- **What needs to be done**
Please write the listing below out again exactly, leaving every picture behind.

+ + + + +

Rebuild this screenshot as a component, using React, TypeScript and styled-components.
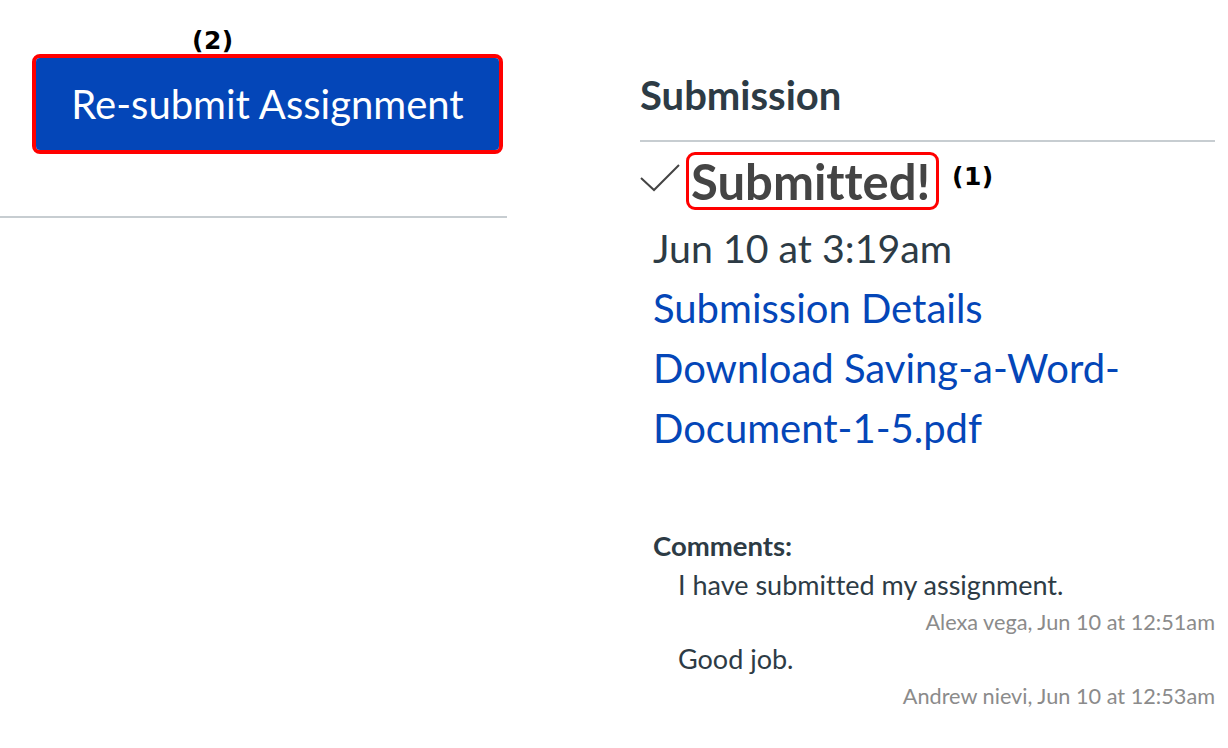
import React from "react";
import styled, { createGlobalStyle } from "styled-components";

const Global = createGlobalStyle`
  html, body { margin: 0; padding: 0; background: #ffffff; }
  body {
    font-family: Lato, "Noto Sans", sans-serif;
    color: #2d3b45;
    font-variant-ligatures: none;
  }
  * { box-sizing: border-box; }
`;

const Page = styled.div`
  width: 1228px;
  height: 748px;
  display: grid;
  grid-template-columns: 507px 575px;
  column-gap: 133px;
  overflow: hidden;
`;

const LeftCol = styled.div`
  display: flex;
  flex-direction: column;
  padding-top: 54px;
`;

const ButtonWrap = styled.div`
  position: relative;
  margin-left: 32px;
  width: 471px;
`;

const Callout = styled.div<{ $radius: number }>`
  border: 4px solid #ff0000;
  border-radius: ${(p) => p.$radius}px;
`;

const ResubmitButton = styled.button`
  display: block;
  width: 100%;
  height: 92px;
  background: #0446b8;
  color: #ffffff;
  border: none;
  border-radius: 4px;
  font-family: Lato, sans-serif;
  font-size: 40px;
  font-variant-ligatures: none;
  padding: 0;
  cursor: pointer;
`;

const Marker = styled.span<{ $top: number; $left: number }>`
  position: absolute;
  top: ${(p) => p.$top}px;
  left: ${(p) => p.$left}px;
  background: #ffffff;
  padding: 0 1px;
  font-family: "DejaVu Sans", Verdana, sans-serif;
  font-weight: bold;
  font-size: 25px;
  letter-spacing: 0.5px;
  line-height: 27px;
  color: #000000;
`;

const Rule = styled.hr`
  border: none;
  height: 2px;
  background: #c7cdd1;
  margin: 0;
`;

const LeftRule = styled(Rule)`
  margin-top: 62px;
`;

const RightCol = styled.div`
  display: flex;
  flex-direction: column;
`;

const Heading = styled.h2`
  margin: 72px 0 0;
  font-size: 40px;
  font-weight: 700;
  line-height: 46px;
  color: #2d3b45;
`;

const HeadRule = styled(Rule)`
  margin-top: 22px;
`;

const StatusRow = styled.div`
  position: relative;
  display: flex;
  align-items: center;
  margin-top: 10px;
  gap: 6px;
`;

const CheckIcon = styled.svg`
  width: 40px;
  height: 30px;
  flex: none;
  margin-top: -6px;
`;

const StatusBox = styled.div`
  border: 3px solid #ff0000;
  border-radius: 9px;
  padding: 0 6px 0 2px;
`;

const StatusText = styled.div`
  font-size: 49px;
  font-weight: 700;
  line-height: 52px;
  color: #444444;
`;

const Details = styled.div`
  padding-left: 13px;
  display: flex;
  flex-direction: column;
  margin-top: 8px;
`;

const DateLine = styled.div`
  font-size: 39.3px;
  line-height: 60px;
  color: #2d3b45;
`;

const LinkLine = styled.a`
  font-size: 40px;
  line-height: 60px;
  color: #0446b8;
  text-decoration: none;
  display: block;
`;

const Comments = styled.div`
  margin-top: 68px;
  padding-left: 13px;
  display: flex;
  flex-direction: column;
`;

const CommentsTitle = styled.div`
  font-size: 27.5px;
  font-weight: 700;
  line-height: 40px;
  color: #2d3b45;
`;

const CommentText = styled.div`
  padding-left: 25px;
  font-size: 27px;
  line-height: 38px;
  color: #2d3b45;
`;

const CommentMeta = styled.div`
  text-align: right;
  font-size: 21.7px;
  line-height: 36px;
  color: #8b8b8b;
`;

export default function App() {
  return (
    <>
      <Global />
      <Page>
        <LeftCol>
          <ButtonWrap>
            <Callout $radius={8}>
              <ResubmitButton>Re-submit Assignment</ResubmitButton>
            </Callout>
            <Marker $top={-27} $left={159}>(2)</Marker>
          </ButtonWrap>
          <LeftRule />
        </LeftCol>
        <RightCol>
          <Heading>Submission</Heading>
          <HeadRule />
          <StatusRow>
            <CheckIcon viewBox="0 0 40 30">
              <path d="M1 15 L14 27 L39 2" fill="none" stroke="#444" strokeWidth="2" />
            </CheckIcon>
            <StatusBox>
              <StatusText>Submitted!</StatusText>
            </StatusBox>
            <Marker $top={11} $left={311}>(1)</Marker>
          </StatusRow>
          <Details>
            <DateLine>Jun 10 at 3:19am</DateLine>
            <LinkLine href="#">Submission Details</LinkLine>
            <LinkLine href="#">Download Saving-a-Word-</LinkLine>
            <LinkLine href="#">Document-1-5.pdf</LinkLine>
          </Details>
          <Comments>
            <CommentsTitle>Comments:</CommentsTitle>
            <CommentText>I have submitted my assignment.</CommentText>
            <CommentMeta>Alexa vega, Jun 10 at 12:51am</CommentMeta>
            <CommentText>Good job.</CommentText>
            <CommentMeta>Andrew nievi, Jun 10 at 12:53am</CommentMeta>
          </Comments>
        </RightCol>
      </Page>
    </>
  );
}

+ + + + +

- **Full answer**
Rebuild this screenshot as a component, using React, TypeScript and styled-components.
import React from "react";
import styled, { createGlobalStyle } from "styled-components";

const Global = createGlobalStyle`
  html, body { margin: 0; padding: 0; background: #ffffff; }
  body {
    font-family: Lato, "Noto Sans", sans-serif;
    color: #2d3b45;
    font-variant-ligatures: none;
  }
  * { box-sizing: border-box; }
`;

const Page = styled.div`
  width: 1228px;
  height: 748px;
  display: grid;
  grid-template-columns: 507px 575px;
  column-gap: 133px;
  overflow: hidden;
`;

const LeftCol = styled.div`
  display: flex;
  flex-direction: column;
  padding-top: 54px;
`;

const ButtonWrap = styled.div`
  position: relative;
  margin-left: 32px;
  width: 471px;
`;

const Callout = styled.div<{ $radius: number }>`
  border: 4px solid #ff0000;
  border-radius: ${(p) => p.$radius}px;
`;

const ResubmitButton = styled.button`
  display: block;
  width: 100%;
  height: 92px;
  background: #0446b8;
  color: #ffffff;
  border: none;
  border-radius: 4px;
  font-family: Lato, sans-serif;
  font-size: 40px;
  font-variant-ligatures: none;
  padding: 0;
  cursor: pointer;
`;

const Marker = styled.span<{ $top: number; $left: number }>`
  position: absolute;
  top: ${(p) => p.$top}px;
  left: ${(p) => p.$left}px;
  background: #ffffff;
  padding: 0 1px;
  font-family: "DejaVu Sans", Verdana, sans-serif;
  font-weight: bold;
  font-size: 25px;
  letter-spacing: 0.5px;
  line-height: 27px;
  color: #000000;
`;

const Rule = styled.hr`
  border: none;
  height: 2px;
  background: #c7cdd1;
  margin: 0;
`;

const LeftRule = styled(Rule)`
  margin-top: 62px;
`;

const RightCol = styled.div`
  display: flex;
  flex-direction: column;
`;

const Heading = styled.h2`
  margin: 72px 0 0;
  font-size: 40px;
  font-weight: 700;
  line-height: 46px;
  color: #2d3b45;
`;

const HeadRule = styled(Rule)`
  margin-top: 22px;
`;

const StatusRow = styled.div`
  position: relative;
  display: flex;
  align-items: center;
  margin-top: 10px;
  gap: 6px;
`;

const CheckIcon = styled.svg`
  width: 40px;
  height: 30px;
  flex: none;
  margin-top: -6px;
`;

const StatusBox = styled.div`
  border: 3px solid #ff0000;
  border-radius: 9px;
  padding: 0 6px 0 2px;
`;

const StatusText = styled.div`
  font-size: 49px;
  font-weight: 700;
  line-height: 52px;
  color: #444444;
`;

const Details = styled.div`
  padding-left: 13px;
  display: flex;
  flex-direction: column;
  margin-top: 8px;
`;

const DateLine = styled.div`
  font-size: 39.3px;
  line-height: 60px;
  color: #2d3b45;
`;

const LinkLine = styled.a`
  font-size: 40px;
  line-height: 60px;
  color: #0446b8;
  text-decoration: none;
  display: block;
`;

const Comments = styled.div`
  margin-top: 68px;
  padding-left: 13px;
  display: flex;
  flex-direction: column;
`;

const CommentsTitle = styled.div`
  font-size: 27.5px;
  font-weight: 700;
  line-height: 40px;
  color: #2d3b45;
`;

const CommentText = styled.div`
  padding-left: 25px;
  font-size: 27px;
  line-height: 38px;
  color: #2d3b45;
`;

const CommentMeta = styled.div`
  text-align: right;
  font-size: 21.7px;
  line-height: 36px;
  color: #8b8b8b;
`;

export default function App() {
  return (
    <>
      <Global />
      <Page>
        <LeftCol>
          <ButtonWrap>
            <Callout $radius={8}>
              <ResubmitButton>Re-submit Assignment</ResubmitButton>
            </Callout>
            <Marker $top={-27} $left={159}>(2)</Marker>
          </ButtonWrap>
          <LeftRule />
        </LeftCol>
        <RightCol>
          <Heading>Submission</Heading>
          <HeadRule />
          <StatusRow>
            <CheckIcon viewBox="0 0 40 30">
              <path d="M1 15 L14 27 L39 2" fill="none" stroke="#444" strokeWidth="2" />
            </CheckIcon>
            <StatusBox>
              <StatusText>Submitted!</StatusText>
            </StatusBox>
            <Marker $top={11} $left={311}>(1)</Marker>
          </StatusRow>
          <Details>
            <DateLine>Jun 10 at 3:19am</DateLine>
            <LinkLine href="#">Submission Details</LinkLine>
            <LinkLine href="#">Download Saving-a-Word-</LinkLine>
            <LinkLine href="#">Document-1-5.pdf</LinkLine>
          </Details>
          <Comments>
            <CommentsTitle>Comments:</CommentsTitle>
            <CommentText>I have submitted my assignment.</CommentText>
            <CommentMeta>Alexa vega, Jun 10 at 12:51am</CommentMeta>
            <CommentText>Good job.</CommentText>
            <CommentMeta>Andrew nievi, Jun 10 at 12:53am</CommentMeta>
          </Comments>
        </RightCol>
      </Page>
    </>
  );
}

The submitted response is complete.